Mix the eggs, milk, vanilla, cinnamon and salt in a bowl. Beat it enthusiastically until everything is well blended.

Meanwhile, because decadent breakfast sweets are meant to be delicious, melt a tablespoon/15 grams of butter in a skillet over medium heat. Dip your bread rectangles in the egg mix. Let them soak for a couple seconds (longer if the bread is properly stale) and arrange them in the skillet. You want to turn them every 3-4 minutes, making sure to cook all four sides until golden brown. Feel free to add more butter when you turn them.

Once you’ve cooked all of your faux fish sticks, it’s time to make your tasty custard substitute. Considering I’ve already extolled the virtues of butter, it should come as no surprise we’re topping this with real, delicious, fatty cream. Honestly, real fish fingers and custard would probably be healthier, but who cares as long as it’s delicious?

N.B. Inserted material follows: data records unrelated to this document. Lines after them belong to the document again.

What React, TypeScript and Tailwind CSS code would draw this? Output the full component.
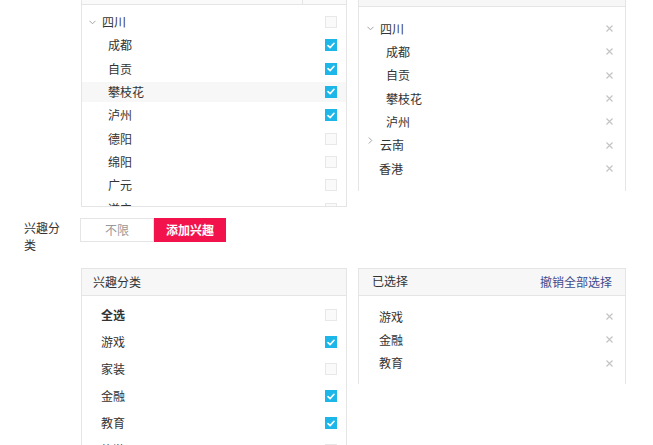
import React from 'react'

const font = { fontFamily: '"Noto Sans CJK SC", "Noto Sans", sans-serif' }

function Check({ on }: { on: boolean }) {
  if (on) {
    return (
      <span className="flex h-[12px] w-[12px] items-center justify-center bg-[#1db6e9]">
        <svg width="8" height="7" viewBox="0 0 8 7" fill="none">
          <path d="M1 3.6 L3.1 5.6 L7 1.3" stroke="#fff" strokeWidth="1.6" strokeLinecap="round" strokeLinejoin="round" />
        </svg>
      </span>
    )
  }
  return <span className="block h-[12px] w-[12px] border border-[#e8e8e8] bg-[#fafafa]" />
}

function Close() {
  return (
    <svg width="7" height="7" viewBox="0 0 7 7">
      <path d="M0.5 0.5 L6.5 6.5 M6.5 0.5 L0.5 6.5" stroke="#c4c4c4" strokeWidth="1.2" />
    </svg>
  )
}

function ChevronDown() {
  return (
    <svg width="7" height="5" viewBox="0 0 7 5" fill="none">
      <path d="M0.5 0.8 L3.5 3.8 L6.5 0.8" stroke="#999" strokeWidth="0.9" />
    </svg>
  )
}

function ChevronRight() {
  return (
    <svg width="5" height="7" viewBox="0 0 5 7" fill="none">
      <path d="M0.8 0.5 L3.8 3.5 L0.8 6.5" stroke="#999" strokeWidth="0.9" />
    </svg>
  )
}

const cities = [
  { name: '成都', on: true },
  { name: '自贡', on: true },
  { name: '攀枝花', on: true, hover: true },
  { name: '泸州', on: true },
  { name: '德阳', on: false },
  { name: '绵阳', on: false },
  { name: '广元', on: false },
  { name: '遂宁', on: false },
]

const interests = [
  { name: '游戏', on: true },
  { name: '家装', on: false },
  { name: '金融', on: true },
  { name: '教育', on: true },
  { name: '旅游', on: false },
]

export default function App() {
  return (
    <div className="h-[445px] w-[653px] overflow-hidden bg-white text-[12px] text-[#333]" style={font}>
      <div className="-mt-[23px]">
        {/* region selector */}
        <div className="flex items-start gap-[11px] pl-[81px]">
          <div className="w-[266px] border border-[#e5e5e5]">
            <div className="flex h-[27px] border-b border-[#e5e5e5] bg-[#fafafa]">
              <div className="flex-1" />
              <div className="w-[44px] border-l border-[#e5e5e5]" />
            </div>
            <div className="flex h-[201px] flex-col gap-[3.33px] overflow-hidden pt-[7px]">
              <div className="flex h-[20px] shrink-0 items-center pr-[9px] pl-[7px]">
                <span className="mr-[6px] flex w-[7px] justify-center"><ChevronDown /></span>
                <span className="flex-1">四川</span>
                <Check on={false} />
              </div>
              {cities.map((c) => (
                <div
                  key={c.name}
                  className={`flex h-[20px] shrink-0 items-center pr-[9px] pl-[26px] ${c.hover ? 'bg-[#f7f7f7]' : ''}`}
                >
                  <span className="flex-1">{c.name}</span>
                  <Check on={c.on} />
                </div>
              ))}
            </div>
          </div>

          <div className="mt-[2px] w-[268px] border-x border-t border-[#e5e5e5]">
            <div className="flex h-[27px] items-center justify-end border-b border-[#e5e5e5] bg-[#f7f7f7] pr-[13px] text-[#3f4a8c]">
              撤销全部选择
            </div>
            <div className="h-[184px] pt-[10px]">
              <div className="flex h-[23.33px] items-center pr-[12px] pl-[8px]">
                <span className="mr-[6px] flex w-[7px] justify-center"><ChevronDown /></span>
                <span className="flex-1">四川</span>
                <Close />
              </div>
              {['成都', '自贡', '攀枝花', '泸州'].map((n) => (
                <div key={n} className="flex h-[23.33px] items-center pr-[12px] pl-[27px]">
                  <span className="flex-1">{n}</span>
                  <Close />
                </div>
              ))}
              <div className="flex h-[23.33px] items-center pr-[12px] pl-[9px]">
                <span className="mr-[7px] flex w-[5px] self-start pt-[3px]"><ChevronRight /></span>
                <span className="flex-1">云南</span>
                <Close />
              </div>
              <div className="flex h-[23.33px] items-center pr-[12px] pl-[20px]">
                <span className="flex-1">香港</span>
                <Close />
              </div>
            </div>
          </div>
        </div>

        {/* interest tabs */}
        <div className="mt-[11px] flex items-start pl-[24px]">
          <div className="mt-[1px] w-[45px] leading-[17px]">兴趣分类</div>
          <div className="ml-[11px] flex">
            <button className="h-[24px] w-[74px] border border-[#e5e5e5] bg-white text-[#999]">不限</button>
            <button className="h-[24px] w-[72px] bg-[#f2134c] font-bold text-white">添加兴趣</button>
          </div>
        </div>

        {/* interest selector */}
        <div className="mt-[15px] flex items-start gap-[11px] pl-[81px]">
          <div className="w-[266px] border border-[#e5e5e5]">
            <div className="flex h-[27px] items-center border-b border-[#e5e5e5] bg-[#f7f7f7] pl-[11px]">兴趣分类</div>
            <div className="pt-[6px]">
              <div className="flex h-[26.9px] items-center pr-[9px] pl-[19px] font-bold">
                <span className="flex-1">全选</span>
                <Check on={false} />
              </div>
              {interests.map((i) => (
                <div key={i.name} className="flex h-[26.9px] items-center pr-[9px] pl-[19px]">
                  <span className="flex-1">{i.name}</span>
                  <Check on={i.on} />
                </div>
              ))}
            </div>
          </div>

          <div className="w-[268px] border-x border-t border-[#e5e5e5]">
            <div className="flex h-[27px] items-center justify-between border-b border-[#e5e5e5] bg-[#f7f7f7] px-[13px]">
              <span className="-mt-[2px]">已选择</span>
              <span className="text-[#3f4a8c]">撤销全部选择</span>
            </div>
            <div className="pt-[9px] pb-[9px]">
              {['游戏', '金融', '教育'].map((n) => (
                <div key={n} className="flex h-[23.33px] items-center pr-[12px] pl-[20px]">
                  <span className="flex-1">{n}</span>
                  <Close />
                </div>
              ))}
            </div>
          </div>
        </div>
      </div>
    </div>
  )
}
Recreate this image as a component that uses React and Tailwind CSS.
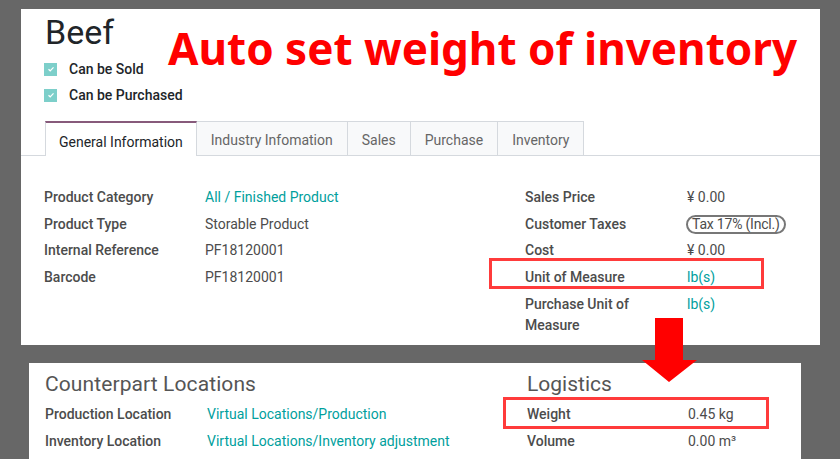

Pour your whipping cream, maple syrup, and food coloring into a large bowl. If the shade of yellow isn’t custardy enough for you, add a couple more drops of food coloring. Once you’re satisfied, beat the contents with a hand mixer until they magically transform from a liquid to a fluffy solid.

This fish fingers and custard substitute is equally good for breakfast or dessert.

 

Toasted Cornbread Fish Sticks with Honey Butter Custard Dip

 

 

Cornbread:
1 cup/140 g flour
1 cup/140 g cornmeal
1 tsp/5 g baking soda
1 1/2 tsp/7.5 g baking powder
1/2 tsp/2.5 g salt
2 eggs, well beaten
1 cup/125 ml buttermilk (or ¾ cup/95 ml Greek yogurt and ¼ cup/30 ml whole milk)
2 cups/500 ml whole milk
1 ½ / 23 g tablespoons butter
Honey Butter “Custard”
1 cup/225 g butter
½ cup/170 g honey

The first half of this recipe is pretty darn easy. Start by preheating your oven to 400F/205C and greasing up a 9x9 inch/23x23(ish) centimeter square baking pan.

Mix all your dry ingredients in a great big bowl. Once they’re all playing nicely together, add in your wet ingredients. If you live outside the United States, you may have difficulty finding buttermilk. Don’t panic. Just substitute the yogurt and milk mix instead. You’ll be fine. Stir it all up until it goes from being lumpy to merely being grainy.